Look up Fulltext always performs a web search and downloads the paper, if found.
What you want is “Quality -> Autolink files”
Since version 4 JabRef has an autolink feature which also triggers automatically when you open the General Tab of an entry. With a click you can simply set the auto-found document

And make sure you use the latest java 8 version (172) .

Regarding the performance. Since version 4 we constantly have worked on performance improvements and really fixed a lot of issues regarding this.

Please keep in mind that all devs here are working in their free-time on the software and that we do not earn anything from our work at JabRef. There’s not big company behind JabRef.
However, as JabRef is OpenSource you are able to contribute to JabRef’s development in many forms, even if you’re not a programmer:
https://help.jabref.org/en/FAQcontributing

See this issue for a discussion

Dear Christoph.

Thanks so very much for the reply. I realize and appreciate the work - I am trying to help by giving feedback from a person that is an actual researcher who uses bibtex intensively - I would help with dev, but currently stuggling to keep up with my coding in R and Julia and python - no time to add java…

I suspect my view represent may users. Some points:

.1. Jabref 3 is very very good - one think I like about it is that it is setup to deal with a large data base efficiently - I have over 5000 citations and papers and add 5-10 papers every day. I would have preferred refinement of jabref 3 and moving it to java 9/10/

  1. Our libary recommends mendaly and zotero - I get the sense you trying to match them? Couple of points. With the problems I faced with jabref 4 I tried to swich to these, but they are simply “too automated” and they are really poor at dealing

with large databases. The competitive advantage of jabref 3 is being able to help maintain a large, complex data base, and keep research notes for each paper. Mendalay and zotero look good and work fine for students with small databases, but impossible to maintain for large bibtex files.

  1. Having “automatic features” is a disaster for large databases - one mistake and I waste days fixing things. So today I have 5 cites to add - when I use the automatic seach I typically get the wrong file, which is put in the wrong location - wastes time. My workflow starts

with web of science -> jstor - jstor does a good job with the bibex format, which I cut and past into jabref, and then I download and rename the file, and store. Then I click add in jabref 3, and the link is there in a second.

When you do this as much as I do, time makes a different - in addition to being slow, with jabref 4 the auto link is slow, so more time is wasted.

When you guys dropped the support of parenthesis () - I had to write a python script to fix my data base - more hours wasted- anything that potentially messes up a data base has to have some clunky way to do things - automation with no control is really not a good idea…

It is worthwhile keeping in mind that heavy users need speed and reliability above all - I just do not see how you can compete with mendalay and zotero head to head given their resources.

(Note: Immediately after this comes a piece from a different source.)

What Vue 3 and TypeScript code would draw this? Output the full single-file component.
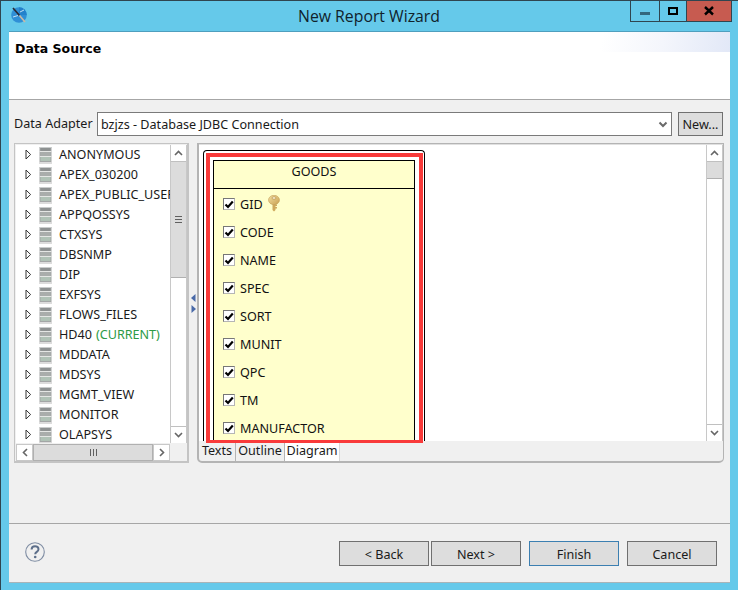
<script setup lang="ts">
const schemas: { name: string; tag?: string }[] = [
  { name: 'ANONYMOUS' },
  { name: 'APEX_030200' },
  { name: 'APEX_PUBLIC_USER' },
  { name: 'APPQOSSYS' },
  { name: 'CTXSYS' },
  { name: 'DBSNMP' },
  { name: 'DIP' },
  { name: 'EXFSYS' },
  { name: 'FLOWS_FILES' },
  { name: 'HD40', tag: '(CURRENT)' },
  { name: 'MDDATA' },
  { name: 'MDSYS' },
  { name: 'MGMT_VIEW' },
  { name: 'MONITOR' },
  { name: 'OLAPSYS' },
]
const columns = ['GID', 'CODE', 'NAME', 'SPEC', 'SORT', 'MUNIT', 'QPC', 'TM', 'MANUFACTOR']
const tabs = ['Texts', 'Outline', 'Diagram']
const buttons = ['< Back', 'Next >', 'Finish', 'Cancel']
</script>

<template>
  <div class="window">
    <header class="titlebar">
      <svg class="logo" width="18" height="18" viewBox="0 0 18 18">
        <circle cx="9" cy="9" r="7.8" fill="#2f8fd6" />
        <path d="M9 1.2a7.800 7.800 0 0 1 7.800 7.800L9 9z" fill="#2381cb" />
        <path d="M3 2L9.500 9.500" stroke="#2a2a36" stroke-width="1.700" />
        <path d="M9.500 9.500L15 16" stroke="#c9b9a4" stroke-width="1.700" />
        <path d="M3 11l5-1.500M10 6l4-2" stroke="#bfe0f5" stroke-width="1" />
      </svg>
      <span class="title">New Report Wizard</span>
      <div class="controls">
        <div class="ctl">
          <span class="min"></span>
        </div>
        <div class="ctl max-wrap">
          <span class="max"></span>
        </div>
        <div class="ctl close">
          <svg width="10" height="10" viewBox="0 0 10 10">
            <path d="M1 1L9 8.500M9 1L1 8.500" stroke="#000" stroke-width="2.400" />
          </svg>
        </div>
      </div>
    </header>

    <main class="client">
      <section class="banner">
        <div class="glow"></div>
        <h1>Data Source</h1>
      </section>

      <section class="content">
        <div class="adapter">
          <label>Data Adapter</label>
          <div class="combo">
            <span>bzjzs - Database JDBC Connection</span>
            <svg width="10" height="7" viewBox="0 0 10 7">
              <path d="M1.500 1.500L5 5l3.500-3.500" fill="none" stroke="#6a6a6a" stroke-width="2" />
            </svg>
          </div>
          <button class="btn new">New...</button>
        </div>

        <div class="panels">
          <div class="tree-panel">
            <div class="tree-top">
              <ul class="tree">
                <li v-for="s in schemas" :key="s.name">
                  <svg class="twist" width="7" height="11" viewBox="0 0 7 11">
                    <path d="M1 1l4.600 4.500L1 10z" fill="#fff" stroke="#333" />
                  </svg>
                  <svg class="db" width="13" height="17" viewBox="0 0 13 17">
                    <rect x="0.500" y="0" width="12" height="15" fill="#a3a6a6" />
                    <rect x="0.500" y="0" width="12" height="1" fill="#c9cccc" />
                    <rect x="1.500" y="1" width="10" height="3" fill="#8e9292" />
                    <rect x="0.500" y="4" width="12" height="1" fill="#e4e6e4" />
                    <rect x="1.500" y="5" width="10" height="4" fill="#a9adab" />
                    <rect x="0.500" y="9" width="12" height="1" fill="#e4e6e4" />
                    <rect x="1.500" y="10" width="10" height="4" fill="#b0c2b6" />
                    <rect x="0" y="15" width="13" height="2" fill="#dcdcdc" />
                  </svg>
                  <span class="name">{{ s.name }}</span>
                  <span v-if="s.tag" class="tag">{{ s.tag }}</span>
                </li>
              </ul>
              <div class="vbar">
                <div class="sb-btn">
                  <svg width="9" height="6" viewBox="0 0 9 6"><path d="M1 5l3.500-3.500L8 5" fill="none" stroke="#666" stroke-width="1.600" /></svg>
                </div>
                <div class="thumb-v">
                  <span class="grip-v"></span>
                </div>
                <div class="sb-space"></div>
                <div class="sb-btn">
                  <svg width="9" height="6" viewBox="0 0 9 6"><path d="M1 1l3.500 3.500L8 1" fill="none" stroke="#666" stroke-width="1.600" /></svg>
                </div>
              </div>
            </div>
            <div class="hbar">
              <div class="sb-btn h">
                <svg width="6" height="9" viewBox="0 0 6 9"><path d="M5 1L1.500 4.500 5 8" fill="none" stroke="#666" stroke-width="1.600" /></svg>
              </div>
              <div class="thumb-h"><span class="grip-h"></span></div>
              <div class="sb-btn h">
                <svg width="6" height="9" viewBox="0 0 6 9"><path d="M1 1l3.500 3.500L1 8" fill="none" stroke="#666" stroke-width="1.600" /></svg>
              </div>
            </div>
          </div>

          <div class="sash">
            <svg width="5" height="8" viewBox="0 0 5 8"><path d="M4.500 0v8L0 4z" fill="#4a6aa8" /></svg>
            <svg width="5" height="8" viewBox="0 0 5 8"><path d="M.5 0v8L5 4z" fill="#4a6aa8" /></svg>
          </div>

          <div class="editor">
            <div class="canvas-row">
              <div class="canvas">
                <div class="figure">
                  <div class="table">
                    <div class="table-head">GOODS</div>
                    <div v-for="(c, i) in columns" :key="c" class="col">
                      <span class="check">
                        <svg width="10" height="9" viewBox="0 0 10 9"><path d="M1.500 4.500l2.500 2.500L8.800 1.500" fill="none" stroke="#000" stroke-width="2.200" /></svg>
                      </span>
                      <span>{{ c }}</span>
                      <svg v-if="i === 0" class="key" width="12" height="17" viewBox="0 0 12 17">
                        <defs>
                          <linearGradient id="gold" x1="0" x2="1" y1="0" y2="1">
                            <stop offset="0" stop-color="#f3dfa2" />
                            <stop offset="1" stop-color="#c9a050" />
                          </linearGradient>
                        </defs>
                        <path d="M4.500 8h3v1.500H9v1.500H7.500v1H9v1.500H7.500V15L6 16.500 4.500 15z" fill="#cfa95c" />
                        <ellipse cx="6" cy="5" rx="5.500" ry="4.700" fill="url(#gold)" stroke="#c4a05a" stroke-width=".6" />
                        <ellipse cx="6" cy="3" rx="2" ry="1.200" fill="#fff8e0" stroke="#a87e34" stroke-width=".6" />
                      </svg>
                    </div>
                  </div>
                </div>
                <div class="highlight"></div>
              </div>
              <div class="vbar main">
                <div class="sb-btn">
                  <svg width="9" height="6" viewBox="0 0 9 6"><path d="M1 5l3.500-3.500L8 5" fill="none" stroke="#666" stroke-width="1.600" /></svg>
                </div>
                <div class="thumb-main"></div>
                <div class="sb-space"></div>
                <div class="sb-btn">
                  <svg width="9" height="6" viewBox="0 0 9 6"><path d="M1 1l3.500 3.500L8 1" fill="none" stroke="#666" stroke-width="1.600" /></svg>
                </div>
              </div>
            </div>
            <div class="tabs">
              <span v-for="t in tabs" :key="t" class="tab" :class="{ active: t === 'Diagram' }">{{ t }}</span>
            </div>
          </div>
        </div>
      </section>

      <footer class="footer">
        <svg class="help" width="20" height="20" viewBox="0 0 20 20">
          <circle cx="10" cy="10" r="9.300" fill="none" stroke="#7f8da3" stroke-width="1.100" />
          <path d="M6.600 7.400c0-4.300 6.900-4.300 6.900-.2 0 2.700-3.300 2.600-3.300 5" fill="none" stroke="#5d6f8a" stroke-width="2" />
          <circle cx="10.200" cy="15" r="1.300" fill="#5d6f8a" />
        </svg>
        <div class="actions">
          <button v-for="b in buttons" :key="b" class="btn action" :class="{ primary: b === 'Finish' }">{{ b }}</button>
        </div>
      </footer>
    </main>
  </div>
</template>

<style>
html, body { margin: 0; background: #65c9ea; }
</style>

<style scoped>
.window {
  position: relative;
  box-sizing: border-box;
  width: 738px;
  height: 590px;
  display: flex;
  flex-direction: column;
  background: #65c9ea;
  border-top: 1px solid #2f4550;
  border-left: 1px solid #2f4550;
  font-family: "Noto Sans", sans-serif;
  font-size: 12.6px;
  color: #1a1a1a;
  overflow: hidden;
}
.titlebar {
  height: 30px;
  flex: none;
  display: flex;
  align-items: center;
  justify-content: center;
}
.logo { position: absolute; left: 9px; top: 5px; }
.title { font-family: "Open Sans", sans-serif; font-size: 15.8px; color: #10222c; margin-top: -1px; margin-left: -1px; }
.controls {
  position: absolute;
  left: 629px;
  top: 0;
  width: 102px;
  height: 21px;
  box-sizing: border-box;
  display: flex;
  border: 1px solid #2f4550;
  border-top: 0;
}
.ctl {
  width: 28px;
  display: flex;
  align-items: center;
  justify-content: center;
}
.max-wrap { width: 26px; border-left: 1px solid #2f4550; border-right: 1px solid #2f4550; }
.min { width: 10px; height: 3px; background: #33697f; margin-top: 4px; }
.max { width: 6px; height: 4px; border: 2.500px solid #000; margin-top: -1px; }
.close { flex: 1; background: #c75b50; }
.client {
  flex: 1;
  margin: 0 8px 7px 8px;
  display: flex;
  flex-direction: column;
  background: #f0f0f0;
  border-top: 1px solid #4f9fbe;
  border-bottom: 1px solid #a8b4b8;
  min-height: 0;
}
.banner {
  position: relative;
  height: 67px;
  flex: none;
  background: #fff;
  border-bottom: 1px solid #a6a6a6;
}
.glow {
  position: absolute;
  right: 0;
  top: 0;
  width: 150px;
  height: 20px;
  background: linear-gradient(100deg, #fff 15%, #f4f6fc 55%, #e2e8f7 100%);
}
h1 {
  position: relative;
  margin: 0;
  padding: 8px 0 0 6px;
  font-family: "DejaVu Sans", sans-serif;
  font-size: 12.5px;
  font-weight: 700;
  line-height: 17px;
  color: #000;
}
.content {
  flex: 1;
  padding: 12px 5px 0;
}
.adapter {
  display: flex;
  align-items: stretch;
  height: 24px;
}
label { width: 83px; line-height: 24px; flex: none; }
.combo {
  width: 575px;
  flex: none;
  box-sizing: border-box;
  background: #fff;
  border: 1px solid #7a7a7a;
  display: flex;
  align-items: center;
  justify-content: space-between;
  padding: 0 3px 0 3px;
}
.btn {
  box-sizing: border-box;
  background: #dddddd;
  border: 1px solid #707070;
  font: inherit;
  color: #1a1a1a;
  padding: 0;
}
.new { width: 45px; margin-left: 6px; }
.panels {
  display: grid;
  grid-template-columns: 175px 8px 527px;
  height: 320px;
  margin-top: 7px;
}
.tree-panel {
  box-sizing: border-box;
  border: 2px solid #c4c4c4;
  border-width: 1px 2px 2px 1px;
  padding: 1px 0 0 1px;
  background: #f0f0f0;
  display: flex;
  flex-direction: column;
}
.tree-top {
  height: 298px;
  display: flex;
  flex: none;
  background: #fff;
}
.tree {
  list-style: none;
  margin: -1px 0 0;
  padding: 0;
  flex: 1;
  min-width: 0;
  overflow: hidden;
}
.tree li {
  height: 20px;
  display: flex;
  align-items: center;
  white-space: nowrap;
}
.twist { margin-left: 9px; flex: none; }
.db { margin-left: 7px; flex: none; margin-top: 2px; }
.name { margin-left: 7px; }
.tag { margin-left: 4px; color: #2c9a46; }
.vbar {
  width: 17px;
  flex: none;
  box-sizing: border-box;
  border-left: 1px solid #c8c8c8;
  border-right: 1px solid #c8c8c8;
  display: flex;
  flex-direction: column;
  background: #fff;
}
.sb-btn {
  height: 17px;
  flex: none;
  box-sizing: border-box;
  display: flex;
  align-items: center;
  justify-content: center;
  background: #fff;
  border-bottom: 1px solid #c0c0c0;
}
.sb-space { flex: 1; }
.sb-space + .sb-btn { border-bottom: 0; border-top: 1px solid #c0c0c0; }
.thumb-v {
  height: 116px;
  box-sizing: border-box;
  background: #dcdcdc;
  border-bottom: 1px solid #b0b0b0;
  display: flex;
  align-items: center;
  justify-content: center;
}
.grip-v {
  width: 7px;
  height: 7px;
  background: repeating-linear-gradient(#606060 0 1px, #dcdcdc 1px 3px);
}
.hbar {
  height: 17px;
  margin-top: 1px;
  display: flex;
  width: 154px;
  box-sizing: border-box;
  background: #fff;
}
.sb-btn.h { width: 17px; height: 17px; border: 1px solid #c8c8c8; }
.thumb-h {
  width: 120px;
  box-sizing: border-box;
  background: #dcdcdc;
  border: 1px solid #b0b0b0;
  display: flex;
  align-items: center;
  justify-content: center;
}
.grip-h {
  width: 7px;
  height: 7px;
  background: repeating-linear-gradient(90deg, #606060 0 1px, #dcdcdc 1px 3px);
}
.sash {
  display: flex;
  flex-direction: column;
  align-items: center;
  justify-content: center;
  gap: 3px;
}
.editor {
  box-sizing: border-box;
  border: 1px solid #b4b4b4;
  border-width: 1px 1px 2px 2px;
  border-radius: 0 0 5px 5px;
  display: flex;
  flex-direction: column;
  background: #f0f0f0;
}
.canvas-row {
  height: 297px;
  flex: none;
  display: flex;
  background: #fff;
  border-top: 1px solid #e0e0e0;
  box-sizing: border-box;
}
.canvas {
  position: relative;
  flex: 1;
  overflow: visible;
  min-width: 0;
}
.figure {
  position: absolute;
  left: 4px;
  top: 5px;
  width: 222px;
  height: 291px;
  box-sizing: border-box;
  border: 1px solid #000;
  border-bottom: 0;
  border-radius: 4px 4px 0 0;
  background: #fff;
  overflow: hidden;
}
.table {
  margin: 9px 0 0 9px;
  width: 202px;
  box-sizing: border-box;
  height: 290px;
  border: 1px solid #000;
  border-bottom: 0;
  background: #ffffcc;
}
.table-head {
  height: 28px;
  line-height: 22px;
  box-sizing: border-box;
  border-bottom: 1px solid #000;
  text-align: center;
  color: #111;
  margin-bottom: 1px;
}
.col {
  height: 28px;
  display: flex;
  align-items: center;
  padding-left: 9px;
  color: #111;
}
.check {
  width: 12px;
  height: 12px;
  box-sizing: border-box;
  border: 1px solid #777;
  border-right-color: #b5b5b5;
  border-bottom-color: #b5b5b5;
  background: #fff;
  margin-right: 5px;
  display: flex;
  align-items: center;
  justify-content: center;
}
.key { margin-left: 5px; margin-top: -1px; }
.highlight {
  position: absolute;
  left: 7px;
  top: 8px;
  width: 217px;
  height: 290px;
  box-sizing: border-box;
  border: 4px solid #f93a3a;
  border-bottom-width: 3px;
  z-index: 2;
}
.thumb-main {
  height: 17px;
  box-sizing: border-box;
  background: #dcdcdc;
  border-bottom: 1px solid #b0b0b0;
}
.tabs {
  display: flex;
  height: 20px;
}
.tab {
  box-sizing: border-box;
  height: 20px;
  line-height: 20px;
  text-align: center;
  border-right: 1px solid #b4b4b4;
  white-space: nowrap;
}
.tab:nth-child(1) { width: 37px; }
.tab:nth-child(2) { width: 49px; }
.tab:nth-child(3) { width: 55px; background: #fff; border-right-color: #d8d8d8; }
.footer {
  height: 59px;
  flex: none;
  margin-top: auto;
  box-sizing: border-box;
  border-top: 1px solid #a6a6a6;
  display: flex;
  align-items: flex-start;
  justify-content: space-between;
  padding: 17px 13px 0 16px;
}
.help { margin-top: 1px; }
.actions { display: flex; }
.action { width: 90px; height: 25px; margin-left: 8px; padding-top: 1px; }
.action:first-child { margin-left: 0; }
.action:nth-child(2) { margin-left: 2px; }
.primary { border-color: #3c7fb1; }
</style>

What they do not do is create a stable and efficient environment for heay uses

I see this as your competitive advantage.

As I said, ideally I would like a branch for jabref 3 that adds java 10 compatibility and keeps bugs under control.

In any case, jabref 3 is a fantastic reseearch tool - I cannot find any better tool for large databases. Unfortunately, for production use jabref 4 creates so many problems, I have to recommend my students to use jabref 3 for the moment.

For small data bases there is lots of competition - so the jabref advantage is being stable and able to handle large databases well and allow research to add notes for each paper.

Thanks again for reply and many thanks for your hard work.

best wbm

Hi,

thanks for your detailed feebback.

I would have preferred refinement of jabref 3 and moving it to java 9/10/

That’s technically not possible and one of the reasons why we switch to the new UI technology completely.
We are already working on java 9 support. Hopefully, version 5 will be Java 9 compatible.

when I use the automatic seach I typically get the wrong file, which is put in the wrong location - wastes time.

I don’t really understand the problem here. If you manually drag and drop the downloaded pdf on the entry in the maintable you have the option to move it to the file directory and rename it accordingly.
Otherwise you could just use “Quality-> Automatically set file links” It searches for a matching pdf in your local file folder.
And if you end up in the wrong folder, then it’s a problem of your settings. I don’t see a fault of JabRef here.

When you guys dropped the support of parenthesis ()

To what do you refer in detail? I don’t know about an issue regarding this?

Most of the devs use JabRef for their daily work, too. And we have some users with very large databases which we also internally use for testing.